I'm sure they'll be surprised.

4 Comments:

At 12/11/2006 9:38 PM, Anonymous Anonymous said...

This is a wonderful essay and I must say I wholeheartedly agree! I wish more people would look at feminism as a gender equality battle rather than woman superiority complex. Thanks for posting!

~R

 
At 3/30/2007 7:42 PM, Anonymous Anonymous said...

Goddamnit wemon...shut the up! you get trated equaly. you get the same jobs as me. your even more respected than men because without you we'd be nothing! iv never seen a man do anything that you whine about and were im from wemon get paid the exact goddamn same. hell wemon are even more respected here in the south. now i know what youv heard about things in the south and 99.9% of those things are completly untrue. so please for the love of god... SHUT UP!! it irritates me and everyone i know. men and wemon...or boys and girls since im only 14 years old. and dont think just because of my age that i dont know what im talking about. im not your average teen. 139 iq and about to go to lsmsa im very well educated and thought about it before i sent this... please for the love of god be quiet cause im tired of hearing about how you get mistreated because is total b/s!

 
At 4/05/2007 7:19 AM, Anonymous Tee said...

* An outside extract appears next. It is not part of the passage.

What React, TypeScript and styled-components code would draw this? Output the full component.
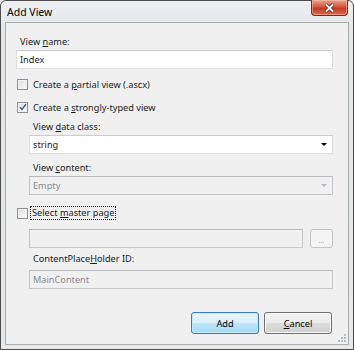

Anon, you are a stupid little boy. The fact that you feel entitled to come here and tell a woman what's what and to "SHUT UP" and "be quiet" just proves the need for feminists to speak up loud.

 
At 5/02/2007 4:50 PM, Anonymous Anonymous said...

I do agree feminists should speak up loud. What brings me a grief is a contrast in women and men attitudes on that how women (with an essential aid from many men) came up with the invention of this ideology called 'Feminism' to actively follow their interests as a 'social class' defined based on their common interests while men, dispersed and un-united are still busy with their traditional inter-men class conflicts (such as nationalism, religion and economical conflicts) and with their traditional upbringing that manipulates them into thinking they are responsible to support and protect women hence feeding feminism to its extremes. Feminism as a social movement has enjoyed a big deal of man-bashing by inventing fake historical notes about how the traditional social institution, the so called 'Patriarchy', favored men over women, about how men enjoyed their life in such societies and, on completely ignoring men in their political agenda (while many stupid men are helping them on this: ignoring their own interests in favor of the women's interests!)

Feminism also proves another bitter fact that women are no better than men: again what men were traditionally wrongfully doing to other men now is done by women against men! It is another evidence that there is no hope for humanity: men and women are equally bad!

If you think I do hope that someday with the eventually inevitable decline in the current popularity of Feminism or, with an upcoming of a 'masculinist' movement things will get better, you are awfully wrong. Selfishness is a biological property of humans (like other animals). This fact includes both men and women! Things will get different but certainly not better!